In “A survey of the abandoned canals of Birmingham and The Black Country” by Richard Chester-Browne from 1981, the author gives an interesting account of the chemical arm when it was still partially navigable.
“Today, the canal is silting up very rapidly, and, though it can be navigated to the basin on the West side (991887), the depth was only about 15 inches when I did it in 1977. Beyond here to the terminus (991885), where the canal passes through Albright and Wilson’s works, there are now several low bridges and embankments.”
A grainy picture of the site in his book shows the canal cordoned off with barbed wire, the remainder of the Houghton Arm looking into Albright and Wilson works.
By 1996 Eric Richardson in his book “In search of the Lost Canals of the Blackcountry” noted “A small section of The Houghton Branch may be seen from Park Lane from a gateway close to the overhead M5 motorway. Close inspection from inside the works of Albright and Wilson’s reveals an effluent channel, test beds and filtration tanks which lie along the line of the old canal. To the east the filtration beds spill into a waterway which runs into the adjacent properties (ICI and Caxton Paper). Here it is a rush filled remnant canal and it extends about 100 yards towards the motorway. It is crossed by a footbridge and points to the Old Mainline and beyond.”
The following extracts taken from the 1997 Environment Agency Audit of the factory reveals further evidence concerning the poor condition that the canal had fallen into 20 years later, and the potential for further contamination via the site’s effluent treatment plant. Read the Environment Agency Audit here
“..at times of heavy rainfall storm water can overflow to controlled waters, namely the Chemical Arm Canal (an offshoot of the Birmingham Canal, Wolverhampton Level). This discharge is permitted and is controlled by the Agency under a separate discharge consent.”
“Consented discharge point to the Chemical Arm Canal
Discharges to the canal from the lagoon are regulated by the Agency under a discharge consent. The lagoon is essentially a blocked-off end section of the canal arm and has brick lined walls and the original clay puddled canal bed. Segregation from the canal is by means of a number of metal piles which form a wall facing a concrete barrier; these are badly corroded.
Several years ago a bed of calcium carbonate (limestone) gravel was placed in the lagoon to aid the removal of metals. This encourages the deposit of a sludge on the lagoon bed. The lagoon has not been desludged since and the calcium carbonate has become blinded. This sludge build up reduces the available capacity of the lagoon, and hence the retention time and the balancing capacity. It was noticeable that some sludge had been carried over into the discharge channel.
Wooden scum boards and oil absorbent material have been installed on the outlet channel from the lagoon. There is also a V-notch arrangement across the channel which is the agreed sampling point. The flow measurement device at this location no longer works and hence it is not possible to obtain an accurate figure for the volume discharged to the canal.
Note: Subsequent to the audit, planning permission has been granted for a development involving filling in part of the Chemical Arm canal adjacent to the lagoon.
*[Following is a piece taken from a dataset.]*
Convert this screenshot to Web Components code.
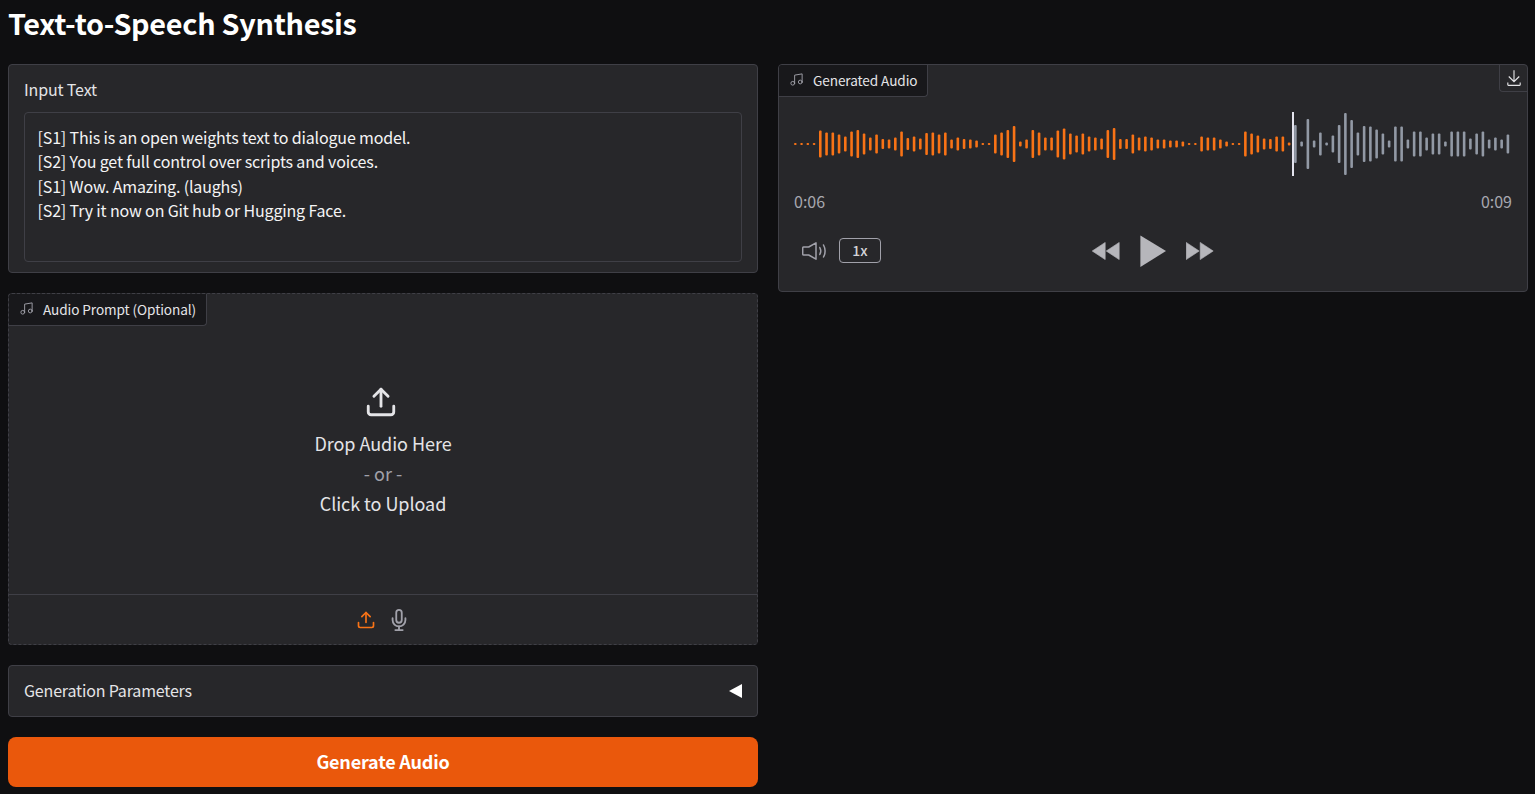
<!DOCTYPE html>
<html>
<head>
<meta charset="utf-8">
<title>Text-to-Speech Synthesis</title>
<style>
  html, body { margin: 0; height: 100%; }
  body {
    background: #0f0f11;
    color: #e4e4e7;
    font-family: "Noto Sans CJK SC", "Source Sans Pro", "Noto Sans", sans-serif;
    overflow: hidden;
  }
</style>
</head>
<body>
<tts-app>
  <page-title slot="title">Text-to-Speech Synthesis</page-title>
  <text-input slot="left" label="Input Text">[S1] This is an open weights text to dialogue model.
[S2] You get full control over scripts and voices.
[S1] Wow. Amazing. (laughs)
[S2] Try it now on Git hub or Hugging Face.</text-input>
  <audio-drop slot="left" label="Audio Prompt (Optional)"></audio-drop>
  <params-accordion slot="left">Generation Parameters</params-accordion>
  <action-button slot="left">Generate Audio</action-button>
  <audio-player slot="right" label="Generated Audio" current="0:06" total="0:09"></audio-player>
</tts-app>

<script>
const ICONS = {
  music: '<svg viewBox="0 0 24 24" fill="none" stroke="currentColor" stroke-width="1.5" stroke-linecap="round" stroke-linejoin="round"><path d="M9 18V5l12-2v13"/><circle cx="6" cy="18" r="3"/><circle cx="18" cy="16" r="3"/></svg>',
  upload: '<svg viewBox="0 0 24 24" fill="none" stroke="currentColor" stroke-width="2" stroke-linecap="round" stroke-linejoin="round"><path d="M21 15v4a2 2 0 0 1-2 2H5a2 2 0 0 1-2-2v-4"/><polyline points="17 8 12 3 7 8"/><line x1="12" y1="3" x2="12" y2="15"/></svg>',
  mic: '<svg viewBox="0 0 24 24" fill="none" stroke="currentColor" stroke-width="2" stroke-linecap="round" stroke-linejoin="round"><path d="M12 1a3 3 0 0 0-3 3v8a3 3 0 0 0 6 0V4a3 3 0 0 0-3-3z"/><path d="M19 10v2a7 7 0 0 1-14 0v-2"/><line x1="12" y1="19" x2="12" y2="23"/><line x1="8" y1="23" x2="16" y2="23"/></svg>',
  download: '<svg viewBox="0 0 32 32" fill="currentColor"><path d="M26 24v4H6v-4H4v4a2 2 0 0 0 2 2h20a2 2 0 0 0 2-2v-4zm0-10l-1.41-1.41L17 20.17V2h-2v18.17l-7.59-7.58L6 14l10 10l10-10z"/></svg>',
  volume: '<svg viewBox="0 0 25 18" fill="none" stroke="currentColor" stroke-width="1.5" stroke-linejoin="round" stroke-linecap="round"><path d="M1.700 5h5L14 .8v16.400L6.700 13h-5q-1 0-1-1V6q0-1 1-1z"/><path d="M17.800 5.500q2 3.500 0 7"/><path d="M21.500 3q3.200 6 0 12"/></svg>',
  rewind: '<svg viewBox="0 0 28 18" fill="currentColor"><path d="M.2 9l13-8.600v17.200zM14.200 9l13-8.600v17.200z" stroke="currentColor" stroke-width=".6" stroke-linejoin="round"/></svg>',
  play: '<svg viewBox="0 0 26 32" fill="currentColor"><path d="M.4.4L26 16 .4 32z"/></svg>',
  forward: '<svg viewBox="0 0 28 18" fill="currentColor"><path d="M27.200 9l-13-8.600v17.200zM13.200 9L.2.4v17.200z" stroke="currentColor" stroke-width=".6" stroke-linejoin="round"/></svg>'
};

// heights read off the reference, one bar per entry, played part first
const PLAYED = [2,2,2,2,27,23,23,19,15,25,28,21,13,19,10,9,13,25,12,15,11,22,23,19,23,9,13,10,9,7,2,2,19,23,28,36,5,9,28,23,13,13,27,31,21,17,21,15,13,11,28,32,10,10,19,13,15,13,9,9,7,7,5,2,2,15,13,13,9,5,2,2,25,21,17,11,10,15,15,3];
const REST = [38,5,50,7,23,3,17,38,62,48,23,36,35,29,21,7,35,35,9,25,25,13,21,21,5,25,25,25,11,21,25,9,13,9,19];

class TtsApp extends HTMLElement {
  constructor() {
    super();
    this.attachShadow({ mode: 'open' }).innerHTML = `
      <style>
        :host { display: block; padding: 0 7px 0 8px; }
        .cols { display: grid; grid-template-columns: 750px 750px; gap: 20px; }
        .col { display: flex; flex-direction: column; gap: 20px; align-items: stretch; }
      </style>
      <slot name="title"></slot>
      <div class="cols">
        <div class="col"><slot name="left"></slot></div>
        <div class="col"><slot name="right"></slot></div>
      </div>`;
  }
}

class PageTitle extends HTMLElement {
  constructor() {
    super();
    this.attachShadow({ mode: 'open' }).innerHTML = `
      <style>
        :host { display: flex; align-items: center; height: 64px; box-sizing: border-box; padding-bottom: 19px;
                font-size: 28.8px; letter-spacing: -.28px; font-weight: 600; line-height: 45px; color: #fff; }
      </style>
      <slot></slot>`;
  }
}

class TextInput extends HTMLElement {
  constructor() {
    super();
    this.attachShadow({ mode: 'open' }).innerHTML = `
      <style>
        :host { display: block; box-sizing: border-box; height: 209px; padding: 14px 15px 11px;
                background: #27272a; border: 1px solid #3f3f46; border-radius: 4px; letter-spacing: -.15px; }
        .label { font-size: 16px; line-height: 20px; height: 33px; color: #e4e4e7; }
        .area { box-sizing: border-box; height: 150px; padding: 12px 13px 12px 12.500px; border: 1px solid #3f3f46; border-radius: 4px;
                font-size: 16px; line-height: 24.4px; color: #f4f4f5; white-space: pre-wrap; }
      </style>
      <div class="label"></div>
      <div class="area"><slot></slot></div>`;
    this.shadowRoot.querySelector('.label').textContent = this.getAttribute('label');
  }
}

class BlockLabel extends HTMLElement {
  constructor() {
    super();
    this.attachShadow({ mode: 'open' }).innerHTML = `
      <style>
        :host { position: absolute; left: 0; top: 0; display: flex; align-items: center; box-sizing: border-box; height: 32px;
                padding: 0 10px 2px 10px; gap: 9px; background: #18181b; color: #e4e4e7;
                border-right: 1px solid #3f3f46; border-bottom: 1px solid #3f3f46; border-radius: 3px 0 4px 0;
                font-size: 13.6px; letter-spacing: -.09px; line-height: 20px; white-space: nowrap; }
        .i { width: 15px; height: 15px; color: #a1a1aa; display: block; }
        .i svg { display: block; width: 100%; height: 100%; }
      </style>
      <span class="i">${ICONS.music}</span><slot></slot>`;
  }
}

class AudioDrop extends HTMLElement {
  constructor() {
    super();
    this.attachShadow({ mode: 'open' }).innerHTML = `
      <style>
        :host { display: flex; flex-direction: column; position: relative; box-sizing: border-box; height: 352px;
                background: #27272a; border: 1px dashed #3f3f46; border-radius: 4px; }
        .drop { flex: 1; display: flex; flex-direction: column; align-items: center; justify-content: center; padding-top: 14px; }
        .up { width: 34px; height: 34px; color: #e4e4e7; margin: 0 4px 9px 0; }
        .up svg, .tool svg { display: block; width: 100%; height: 100%; }
        .big { font-size: 18px; letter-spacing: -.05px; line-height: 30px; color: #e4e4e7; }
        .or { font-size: 18px; line-height: 30px; color: #a1a1aa; }
        .tools { height: 50px; box-sizing: border-box; border-top: 1px solid #3f3f46; display: flex; justify-content: center;
                 align-items: center; gap: 12px; }
        .tool { width: 22px; height: 22px; color: #a1a1aa; }
        .tool.on { width: 20px; height: 20px; color: #f97316; }
      </style>
      <block-label></block-label>
      <div class="drop">
        <div class="up">${ICONS.upload}</div>
        <div class="big">Drop Audio Here</div>
        <div class="or">- or -</div>
        <div class="big">Click to Upload</div>
      </div>
      <div class="tools">
        <span class="tool on">${ICONS.upload}</span>
        <span class="tool">${ICONS.mic}</span>
      </div>`;
    this.shadowRoot.querySelector('block-label').textContent = this.getAttribute('label');
  }
}

class ParamsAccordion extends HTMLElement {
  constructor() {
    super();
    this.attachShadow({ mode: 'open' }).innerHTML = `
      <style>
        :host { display: flex; align-items: center; justify-content: space-between; box-sizing: border-box; height: 52px;
                padding: 0 15px 2px; background: #27272a; border: 1px solid #3f3f46; border-radius: 4px;
                font-size: 16px; letter-spacing: -.17px; color: #e4e4e7; }
        .arrow { width: 0; height: 0; margin-top: 2px; border-top: 7px solid transparent; border-bottom: 7px solid transparent; border-right: 13px solid #fff; }
      </style>
      <span><slot></slot></span>
      <span class="arrow"></span>`;
  }
}

class ActionButton extends HTMLElement {
  constructor() {
    super();
    this.attachShadow({ mode: 'open' }).innerHTML = `
      <style>
        :host { display: flex; align-items: center; justify-content: center; box-sizing: border-box; height: 50px; padding-bottom: 2px;
                background: #ea580c; border-radius: 8px; color: #fff; font-size: 18px; letter-spacing: -.2px; font-weight: 600; }
      </style>
      <slot></slot>`;
  }
}

class WaveForm extends HTMLElement {
  constructor() {
    super();
    this.attachShadow({ mode: 'open' }).innerHTML = `
      <style>
        :host { display: block; position: relative; height: 64px; }
        svg { display: block; width: 100%; height: 100%; }
        .head { position: absolute; left: 498px; top: 0; width: 2px; height: 64px; background: #e4e4ee; }
      </style>
      <svg viewBox="0 0 718 64"></svg>
      <div class="head"></div>`;
    const step = 712.6 / (PLAYED.length + REST.length - 1);
    const rects = [...PLAYED.map(h => [h, '#f97316']), ...REST.map(h => [h, '#9299a5'])]
      .map(([h, c], i) => `<rect x="${(i * step).toFixed(2)}" y="${32 - h / 2}" width="2.6" height="${h}" rx="1" fill="${c}"/>`);
    this.shadowRoot.querySelector('svg').innerHTML = rects.join('');
  }
}

class AudioPlayer extends HTMLElement {
  constructor() {
    super();
    this.attachShadow({ mode: 'open' }).innerHTML = `
      <style>
        :host { display: block; position: relative; box-sizing: border-box; height: 228px; padding: 47px 15px 0;
                background: #27272a; border: 1px solid #3f3f46; border-radius: 4px; }
        .dl { position: absolute; top: 0; right: 0; width: 28px; height: 27px; box-sizing: border-box; display: flex;
              align-items: center; justify-content: center; border-left: 1px solid #3f3f46; border-bottom: 1px solid #3f3f46;
              border-radius: 0 3px 0 4px; color: #e4e4e7; }
        .dl svg { width: 18px; height: 18px; display: block; }
        .times { display: flex; justify-content: space-between; font-size: 16px; line-height: 20px; color: #a8a8b0; margin-top: 15px; }
        .controls { display: grid; grid-template-columns: 1fr auto 1fr; align-items: center; height: 32px; margin-top: 24px; }
        .left { display: flex; align-items: center; gap: 12px; padding-left: 8px; }
        .vol { width: 25px; height: 18px; color: #a1a1aa; }
        .vol svg, .mid svg { display: block; width: 100%; height: 100%; }
        .speed { box-sizing: border-box; width: 42px; height: 25px; margin-bottom: 2px; border: 1px solid #a1a1aa; border-radius: 4px; display: flex;
                 align-items: center; justify-content: center; font-size: 14px; font-weight: 500; color: #d4d4d8; }
        .mid { display: flex; align-items: center; gap: 20px; color: #b6b6bb; }
        .seek { width: 28px; height: 18px; }
        .play { width: 26px; height: 32px; }
      </style>
      <block-label></block-label>
      <div class="dl">${ICONS.download}</div>
      <wave-form></wave-form>
      <div class="times"><span>${this.getAttribute('current')}</span><span>${this.getAttribute('total')}</span></div>
      <div class="controls">
        <div class="left"><span class="vol">${ICONS.volume}</span><span class="speed">1x</span></div>
        <div class="mid"><span class="seek">${ICONS.rewind}</span><span class="play">${ICONS.play}</span><span class="seek">${ICONS.forward}</span></div>
        <div></div>
      </div>`;
    this.shadowRoot.querySelector('block-label').textContent = this.getAttribute('label');
  }
}

customElements.define('block-label', BlockLabel);
customElements.define('wave-form', WaveForm);
customElements.define('page-title', PageTitle);
customElements.define('text-input', TextInput);
customElements.define('audio-drop', AudioDrop);
customElements.define('params-accordion', ParamsAccordion);
customElements.define('action-button', ActionButton);
customElements.define('audio-player', AudioPlayer);
customElements.define('tts-app', TtsApp);
</script>
</body>
</html>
Two 18″ pipes are to be provided to take the lagoon outflow. However, Albright & Wilson are aware that the canal sometimes flows back towards the lagoon, and have expressed concern that a low flow from the lagoon may allow sedimentation and blockage of the pipes”.
“The lagoon end barrier was in a poor state of repair, and some drainage channels were seen to be blocked. The possibility exists for a spill to reach the canal, or for it to contaminate groundwater underlying the site. Although some storage/process areas were seen to be effectively bunded, in the view of the Audit Team too much reliance is placed on capture of a spillage at the lagoon and ETP. This is very much an “end of pipe” approach to pollution prevention, and accepted best practice views containment at source as preferable -which is demonstrably the Company’s attitude elsewhere on site.
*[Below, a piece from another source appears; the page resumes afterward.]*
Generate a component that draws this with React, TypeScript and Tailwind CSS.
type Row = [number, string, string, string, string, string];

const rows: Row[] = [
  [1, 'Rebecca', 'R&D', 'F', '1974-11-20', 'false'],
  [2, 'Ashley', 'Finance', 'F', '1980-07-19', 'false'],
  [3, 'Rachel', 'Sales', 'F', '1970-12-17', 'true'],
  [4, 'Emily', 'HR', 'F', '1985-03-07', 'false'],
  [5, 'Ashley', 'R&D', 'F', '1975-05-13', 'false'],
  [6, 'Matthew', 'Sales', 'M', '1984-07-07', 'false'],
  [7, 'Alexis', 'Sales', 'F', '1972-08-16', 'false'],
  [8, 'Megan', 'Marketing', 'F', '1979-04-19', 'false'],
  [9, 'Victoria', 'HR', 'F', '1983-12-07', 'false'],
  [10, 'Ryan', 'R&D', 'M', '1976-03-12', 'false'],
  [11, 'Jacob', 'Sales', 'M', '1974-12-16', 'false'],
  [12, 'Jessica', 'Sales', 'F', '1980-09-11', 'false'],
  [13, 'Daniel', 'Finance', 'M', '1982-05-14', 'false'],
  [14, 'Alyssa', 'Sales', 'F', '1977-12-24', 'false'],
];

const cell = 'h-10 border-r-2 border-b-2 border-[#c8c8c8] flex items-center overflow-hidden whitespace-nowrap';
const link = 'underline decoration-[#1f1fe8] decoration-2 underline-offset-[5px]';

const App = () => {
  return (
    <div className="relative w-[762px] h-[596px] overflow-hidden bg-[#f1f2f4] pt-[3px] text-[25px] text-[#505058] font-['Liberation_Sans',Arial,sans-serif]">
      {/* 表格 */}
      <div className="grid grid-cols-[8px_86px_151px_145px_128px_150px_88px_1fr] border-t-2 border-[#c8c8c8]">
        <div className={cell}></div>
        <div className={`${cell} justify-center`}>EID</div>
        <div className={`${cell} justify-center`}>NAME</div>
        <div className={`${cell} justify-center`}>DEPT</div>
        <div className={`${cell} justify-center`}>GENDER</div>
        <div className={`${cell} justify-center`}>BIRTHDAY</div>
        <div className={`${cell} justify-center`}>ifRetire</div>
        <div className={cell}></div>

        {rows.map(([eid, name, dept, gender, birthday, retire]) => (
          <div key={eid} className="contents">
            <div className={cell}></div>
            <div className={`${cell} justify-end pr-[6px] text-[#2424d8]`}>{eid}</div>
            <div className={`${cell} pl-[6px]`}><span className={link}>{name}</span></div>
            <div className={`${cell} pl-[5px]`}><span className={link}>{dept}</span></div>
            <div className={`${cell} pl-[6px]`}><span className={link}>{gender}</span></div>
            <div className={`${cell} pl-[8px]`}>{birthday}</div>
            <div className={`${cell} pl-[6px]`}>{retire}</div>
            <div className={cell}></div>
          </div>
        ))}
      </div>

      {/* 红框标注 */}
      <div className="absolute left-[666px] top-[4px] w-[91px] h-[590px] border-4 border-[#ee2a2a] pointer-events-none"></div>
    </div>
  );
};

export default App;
Contamination of surface water may be occurring as a result of contact with contaminated soil underlying the site. This may be further added to by the practice of allowing relatively clean water to pass over potentially dirty areas. As a result, most of the surface run-off has to be discharged to sewer via the ETP, inconsistent with the best practice principle that clean storm water, wherever practicable, should not be discharged to foul sewer. The preventative view that the Company generally take on health, safety and environmental issues does not seem to be as fully implemented in their approach to handling surface water run-off on the Oldbury site.”
Planning application BCS 3188 granted on 15/9/95 and outside of the Albright and Wilson site allowed the construction of a culvert and Road over the Houghton Branch Canal.
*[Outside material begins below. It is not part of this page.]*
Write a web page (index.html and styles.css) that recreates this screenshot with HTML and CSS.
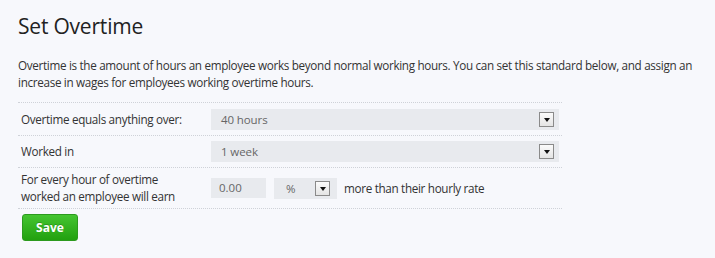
FILE: index.html
```html
<!DOCTYPE html>
<html>
<head>
<meta charset="utf-8">
<link rel="stylesheet" href="styles.css">
</head>
<body>
<div class="page">
  <h1 class="title">Set Overtime</h1>
  <p class="desc">Overtime is the amount of hours an employee works beyond normal working hours. You can set this standard below, and assign an increase in wages for employees working overtime hours.</p>
  <div class="form">
    <div class="row r1">
      <div class="label">Overtime equals anything over:</div>
      <div class="field">
        <div class="select wide"><span class="val">40 hours</span><span class="btn"><span class="arrow"></span></span></div>
      </div>
    </div>
    <div class="row r2">
      <div class="label">Worked in</div>
      <div class="field">
        <div class="select wide"><span class="val">1 week</span><span class="btn"><span class="arrow"></span></span></div>
      </div>
    </div>
    <div class="row r3">
      <div class="label">For every hour of overtime<br>worked an employee will earn</div>
      <div class="field">
        <div class="input">0.00</div>
        <div class="select small"><span class="val">%</span><span class="btn"><span class="arrow"></span></span></div>
        <span class="suffix">more than their hourly rate</span>
      </div>
    </div>
  </div>
  <button class="save">Save</button>
</div>
</body>
</html>
```
FILE: styles.css
```css
html, body {
  margin: 0;
  padding: 0;
  background: #f7f8fc;
}
body {
  font-family: "Open Sans", "Noto Sans", sans-serif;
  color: #333;
  width: 715px;
  height: 258px;
  overflow: hidden;
}
.page {
  padding: 12px 0 0 18px;
}
.title {
  margin: 0;
  font-weight: 400;
  font-size: 21px;
  line-height: 28px;
  color: #222;
  letter-spacing: -0.2px;
}
.desc {
  margin: 17px 0 0 0;
  font-size: 11.7px;
  letter-spacing: -0.32px;
  line-height: 17px;
  color: #333;
  width: 685px;
}
.form {
  margin-top: 11px;
  width: 544px;
  border-top: 1px dotted #cfd2d8;
}
.row {
  display: flex;
  align-items: center;
  border-bottom: 1px dotted #cfd2d8;
}
.r1 { height: 32px; }
.r2 { height: 31px; }
.r3 { height: 40px; }
.label {
  width: 190px;
  padding-left: 3px;
  font-size: 11.7px;
  letter-spacing: -0.32px;
  line-height: 17px;
  color: #333;
}
.field {
  display: flex;
  align-items: center;
}
.select {
  display: flex;
  align-items: center;
  justify-content: space-between;
  height: 21px;
  background: #e8eaee;
  box-sizing: border-box;
  padding: 0 5px 0 10px;
  font-size: 11.5px;
  letter-spacing: -0.1px;
  color: #666;
}
.select.wide {
  width: 348px;
}
.select.small {
  width: 63px;
  margin-left: 8px;
  padding-left: 12px;
  padding-right: 7px;
}
.btn {
  width: 15px;
  height: 15px;
  box-sizing: border-box;
  border: 1px solid #8a8a8a;
  background: linear-gradient(#fbfbfb, #e4e4e4);
  display: flex;
  align-items: center;
  justify-content: center;
}
.arrow {
  width: 0;
  height: 0;
  border-left: 3px solid transparent;
  border-right: 3px solid transparent;
  border-top: 4px solid #111;
  margin-top: 1px;
}
.input {
  width: 55px;
  height: 20px;
  box-sizing: border-box;
  background: #e8eaee;
  padding-left: 8px;
  font-size: 11.5px;
  line-height: 20px;
  color: #666;
}
.suffix {
  margin-left: 7px;
  font-size: 11.7px;
  letter-spacing: -0.32px;
  color: #333;
}
.save {
  margin: 5px 0 0 4px;
  width: 56px;
  height: 27px;
  border: 1px solid #2c9a1e;
  border-radius: 3px;
  background: linear-gradient(#45c531, #22a00f);
  color: #fff;
  font-family: "Open Sans", sans-serif;
  font-weight: 700;
  font-size: 12px;
  padding: 0;
  text-shadow: 0 -1px 0 rgba(0,0,0,0.2);
}
```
The consultation letter from British Waterways is perhaps typical of the lack of interest in this Private arm, like many of the others on the network that were heavily polluted by the chemical industry that left them in a dire contaminated state.
Today all that remains of this section of canal is this visible entrance from the main canal, like that shown at the top of this page, disappearing into the void under the M5 motorway.